Lindsey Davis: “See Delphi and Die”. I’ve been reading Davis’ books about Falco, a Roman informer, since the “Silver Pigs” back in 19XX. I associate them with slow, warm days on summer vacations. Davis’ plots are normally an excuse to explore a particular aspect of the Roman world. This one is about the tourism and Greek sports, and murder of course. There is always at least one murder. Davis has developed not just Falco but his wife and their family into engaging figures that we feel we know. Her research fuels the books but never spills over into a History Channel special. If you like Falco books, you’ll like this one as well.

Janet Evanovitch: “Eleven On Top” and “Twelve Sharp”

Janet Evanovitch, another New Jersey crime writer, has created a wonderful comic character in Stephanie Plum; the world’s most sassy and least competent bounty hunter. I enjoyed the first four or five Stephanie Plum books enormously but by book nine it looked like the idea was running thin and with book ten I almost gave up but books eleven and twelve bring Evanovitch back on form. Even if you’ve never read any of these books about the Trenton-based bounty hunter, these two books will have you laughing in no time.

Barbara Nadel: “Dance With Death” and “Last Rights”

I’ve read all of Nadel’s books about a Turkish Police Inspector called Cetin. I think they are some of the best police books in print. Nadel lets her character’s grow. Time passes for them from book to book. Each book tackles something about Turkish society. Her plots are strong and her writing is clean. “Dance With Death” the latest book in this series, would have been enough to get her into my Top Ten but what really delighted me this year is her new book “Last Rights”, set in the London Blitz and introducing Francis Hancock a shell-shocked survivor of the Great War who runs the family funeral business in the East End. Hancock is frail and magnificent: broken, brave and haunted. The world he inhabits is nightmarish and convincing. A good part of the fascination of this book is the depth of knowledge of the East End of London in 1940. I look forward to more books set here.

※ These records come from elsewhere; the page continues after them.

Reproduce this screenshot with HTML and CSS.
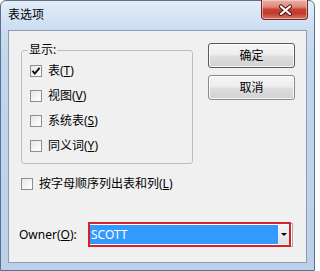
FILE: index.html
```html
<!DOCTYPE html>
<html lang="zh-CN">
<head>
<meta charset="utf-8">
<title>表选项</title>
<link rel="stylesheet" href="styles.css">
</head>
<body>
<div class="window">
  <div class="titlebar">
    <span class="title">表选项</span>
    <div class="close">
      <svg width="47" height="20" viewBox="0 0 47 20">
        <path d="M20 6.5 L29 14 M29 6.5 L20 14" stroke="#4a1a14" stroke-width="4.2" stroke-linecap="round" fill="none"/>
        <path d="M20 6.5 L29 14 M29 6.5 L20 14" stroke="#ffffff" stroke-width="2.2" stroke-linecap="round" fill="none"/>
      </svg>
    </div>
  </div>
  <div class="client">
    <div class="top-row">
      <fieldset class="group">
        <legend>显示:</legend>
        <div class="row"><span class="box"><svg width="10" height="10" viewBox="0 0 10 10"><path d="M1.5 4.8 L3.8 7.6 L8.6 1.8" stroke="#111" stroke-width="1.9" fill="none"/></svg></span><span>表(<u>T</u>)</span></div>
        <div class="row"><span class="box"></span><span>视图(<u>V</u>)</span></div>
        <div class="row"><span class="box"></span><span>系统表(<u>S</u>)</span></div>
        <div class="row"><span class="box"></span><span>同义词(<u>Y</u>)</span></div>
      </fieldset>
      <div class="buttons">
        <div class="btn btn-default">确定</div>
        <div class="btn">取消</div>
      </div>
    </div>
    <div class="row alpha"><span class="box"></span><span>按字母顺序列出表和列(<u>L</u>)</span></div>
    <div class="owner-row">
      <span class="owner-label">Owner(<u>O</u>):</span>
      <div class="combo">
        <div class="combo-field">SCOTT</div>
        <div class="combo-drop"><span class="arrow"></span></div>
        <div class="highlight"></div>
      </div>
    </div>
  </div>
</div>
</body>
</html>
```
FILE: styles.css
```css
html, body {
  margin: 0;
  padding: 0;
  width: 315px;
  height: 271px;
  overflow: hidden;
  background: #ffffff;
}

body {
  font-family: "Noto Sans", "Noto Sans CJK SC", sans-serif;
  font-size: 12px;
  color: #000;
}

.window {
  box-sizing: border-box;
  width: 315px;
  height: 271px;
  border: 1px solid #5d7089;
  border-radius: 6px 6px 0 0;
  background: linear-gradient(180deg, #e3edf8 0px, #cddef2 26px, #c3d6ed 60px, #bcd0e9 100%);
  padding: 0 7px 7px 7px;
  display: flex;
  flex-direction: column;
}

.titlebar {
  height: 29px;
  display: flex;
  justify-content: space-between;
  align-items: flex-start;
  flex-shrink: 0;
}

.title {
  margin-top: 6px;
  line-height: 16px;
  font-size: 12px;
  color: #000;
}

.close {
  width: 47px;
  height: 20px;
  margin-top: -1px;
  margin-right: -1px;
  box-sizing: border-box;
  border: 1px solid #6b2a22;
  border-top: none;
  border-radius: 0 0 4px 4px;
  background: linear-gradient(180deg, #eab1a8 0%, #e08a7e 35%, #c8402f 50%, #c23a2a 70%, #d8786a 100%);
  box-shadow: inset 0 0 0 1px rgba(255, 220, 210, 0.55);
}

.close svg {
  display: block;
  margin-left: -1px;
}

.client {
  flex: 1;
  box-sizing: border-box;
  background: #f0f0f0;
  border: 1px solid #8c9db3;
  padding: 12px 0 0 11px;
  display: flex;
  flex-direction: column;
}

.top-row {
  display: flex;
  align-items: flex-start;
  margin-left: 1px;
}

.group {
  box-sizing: border-box;
  width: 172px;
  height: 121px;
  margin: 0;
  padding: 1px 6px 5px 6px;
  border: 1px solid #b9bec4;
  border-radius: 3px;
}

.group legend {
  padding: 0 1px;
  line-height: 14px;
  font-size: 12px;
}

.row {
  height: 25px;
  display: flex;
  align-items: center;
  margin-left: 2px;
  line-height: 16px;
}

.box {
  box-sizing: border-box;
  width: 12px;
  height: 12px;
  border: 1px solid #8e8f8f;
  background: linear-gradient(135deg, #e4e4e4 0%, #f6f6f6 60%, #ffffff 100%);
  margin-right: 6px;
  flex-shrink: 0;
  display: flex;
  align-items: center;
  justify-content: center;
}

.box svg {
  display: block;
}

.buttons {
  margin-left: 15px;
  display: flex;
  flex-direction: column;
  gap: 7px;
}

.btn {
  box-sizing: border-box;
  width: 87px;
  height: 25px;
  border: 1px solid #8a8a8a;
  border-radius: 3px;
  background: linear-gradient(180deg, #f6f6f6 0%, #ededed 48%, #dedede 52%, #d2d2d2 100%);
  box-shadow: inset 0 0 0 1px rgba(255, 255, 255, 0.8);
  display: flex;
  align-items: center;
  justify-content: center;
  font-size: 12px;
  line-height: 16px;
}

.btn-default {
  border-color: #5a5a5a;
}

.alpha {
  margin-top: 10px;
  height: 20px;
  margin-left: 1px;
}

.owner-row {
  margin-top: 29px;
  display: flex;
  align-items: center;
  height: 24px;
}

.owner-label {
  width: 70px;
  margin-left: -1px;
  line-height: 16px;
}

.combo {
  position: relative;
  box-sizing: border-box;
  width: 204px;
  height: 24px;
  border: 1px solid #a9a9a9;
  background: #ffffff;
  display: flex;
  align-items: stretch;
  padding: 1px 2px 2px 0;
}

.combo-field {
  flex: 1;
  background: #3399ff;
  color: #ffffff;
  padding-left: 1px;
  line-height: 19px;
  font-size: 12px;
}

.combo-drop {
  width: 12px;
  background: linear-gradient(180deg, #f4f4f4, #e2e2e2);
  display: flex;
  align-items: center;
  justify-content: center;
}

.arrow {
  width: 0;
  height: 0;
  border-left: 3px solid transparent;
  border-right: 3px solid transparent;
  border-top: 3px solid #000;
}

.highlight {
  position: absolute;
  left: -2px;
  top: -2px;
  width: 203px;
  height: 25px;
  box-sizing: border-box;
  border: 2px solid #d3222b;
  pointer-events: none;
}
```
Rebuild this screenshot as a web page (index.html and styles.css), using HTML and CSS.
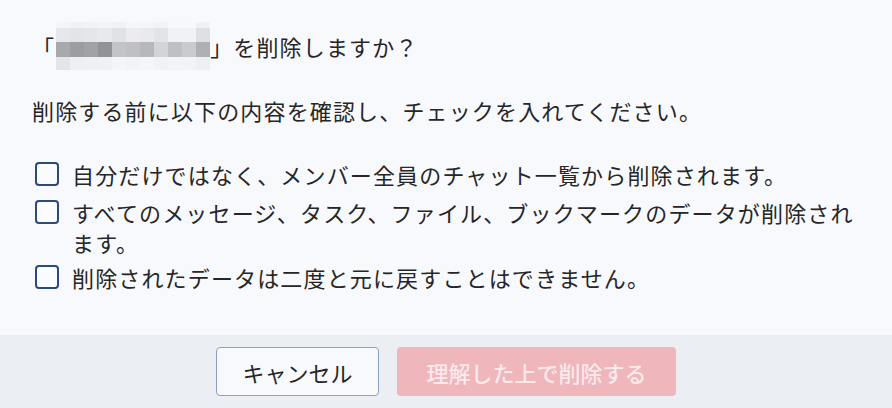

Sara Paretsky: “Fire Sale”

When I first read Paretsky’s V.I. Warshaski books in the 80s, it was a novelty to have a kick-ass female detective. VI was the embodiment of feminism, tough, competitive and fashionably dressed. Paretsky and VI have both grown up since then. Paretsky’s books have moved beyond feminism into a more politically aware exploration of the issues of justice, power and the unequal treatment of the rich. Paretsky’s writing is clean and clear. She creates memorable characters and sends a strong message without preaching. I left my copy of “Fire Sale” on a plane when I was three chapters in. It took me two months to track down another in Switzerland but I couldn’t leave the book unfinished. “Fire Sale” looks at the impact of organisations like Wal-Mart on the people who work for them and it pulls no punches.

Science Fiction and Fantasy

Maureen McHugh: “Mission Child”

In a bookshop you’d find it in the Science Fiction section. In your heart I think you’d file it under „The truth about learning to live with being foreign“.

This is a book full of sadness. It is not one of those SF books that are filled with irrepressible optimism about the transformational power of technology, yet this is a redemptive quality theme in it.

The main character loses everything, her family, her clan, her identity, everything except her life. She comes to know the loneliness and isolation and tension of being foreign, of having a sense of yourself that no one will ever understand in the same way that you understand yourself. And eventually she comes to understand what it means to come home.

This told in clean simple first person prose, stark and true, that has an emotional power that seems as inevitable and unstoppable as a monsoon rain.

Terry Pratchett: “Going Postal” and “Thud”

Pratchett’s Discworld novels get better and better. Although his work is thought of as comic, at the heart of every novel is a serious idea. You get to the idea through complex plots, comic one-liners, and the conflicting perspectives of familiar characters. “Going Postal” looks at what is good and bad about the entrepreneurial spirit. “Thud” examines the hatred and misunderstanding across racial and religious divides. Both of them will make you laugh, lift your spirits, and keep you turning the pages but what lingers after you close the book is the sense that the world is more complicated than we choose to admit and that we should admit that choice is the most important thing we have.

Children’s Books

James Patterson: “Maximum Ride: The Angel Experiment".

I got to know Patterson through his novels about Detective Cross: ingenious, violent, fast-paced thrillers that translate well to film.

"Maximum Ride" is one of his books for teens. Still a thriller. Not so violent but the violence that there is not glamorised. Very fast-paced. It's about a group of kids with wings who have escaped from the lab they were mutated in and who are being chased by were-wolf like Erasers".

This is a fun, easy to read, rapidly paced, action book that makes you think, makes you like the players, and never ever has you skipping text.

As I read it's like have wind under your wings -you soar on Patterson's skill. He never wastes a word and he never fails to deliver.